Wednesday, 16 January 2013

dining out chilean style...

at home, it is rare that i make the effort to dine out. i figure that my repatoire of global styles can take on any restaurant, so on the rare event that i do eat out i am - and have been told this more than once - "fussy." unless the menu has either of my default favourites that are lamb and duck, i will invariably choose something that i otherwise would not or could not reproduce in some capacity at home.

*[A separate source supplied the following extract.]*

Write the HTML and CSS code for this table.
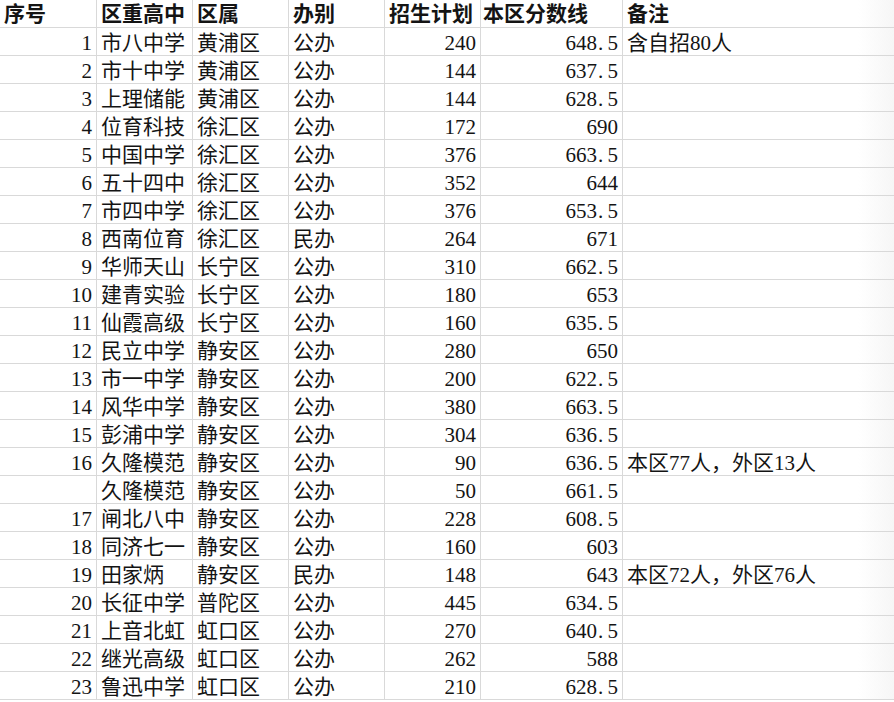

when traveling, however, my approach to food opens up. as the title of this blog would lead you to believe, my travels revolve around exploring the wine (beer/spirits count too) and food cultures of the many countries i visit. when in rome, have pasta and chianti. when in vienna, have schnitzel and gruner veltliner. when in australia, have kangaroo and shiraz.

but what of when in chile? with the exceptions of the exotic tropical ingredients of brazil and the magical fusion fare of peru, south american cuisine is not that particularly exciting. the wealth of fresh ingredients from the fertile central valley and 4,000km of pacific coastline,however, help define chilean cuisine; the seafood is exceptional and the avocados the juiciest i've ever had. nonetheless, chile does have some staple items that must be enjoyed while here.

first, there is the ubiquitous empanada, which is shared as a national food in neighbouring argentina, and in turn it's neighbour, uruguay. half-moon shaped pastries are either oven-baked or deep-fried, and are stuffed with a host of different possibilities and combinations: cheese, ham, chicken, seafood, and of course, beef. it's as simple as making your own pie-dough-ish crust and filling it with whatever you chile, the local specialty is an empanada de pino: a beef-based empanada with olives and hard-boiled eggs.

then there is the sopaipilla which i discovered on my previous trip (and i think was in a blog some months ago). what is elsewhere in latin america a deep-fried pancake topped with sweet sauces, in chile the "pancake" batter is made with pumpkin and can be served sweet or under a spicy tomato sauce with guacamole.

then there is my new discovery into the ultimate in chilean luxury: the churrillo. onto a base of what looks like a kilo of fries are piled an assortment of cubed meats and sausages, lovingly topped with eggs sunny-side up. poutine to the extreme.

so, which of these culinary classics welcomed my grumbling stomach after more than 16 hours of travel? well, the answer is none. instead, i resorted to my old habits of ordering something i would never make myself. and since i have more than once made empanadas and sopaipillas, a chicken and pepper salad sandwich on wonder bread was my bienvenidos brunch. when traveling, nothing can compare to eating like a local.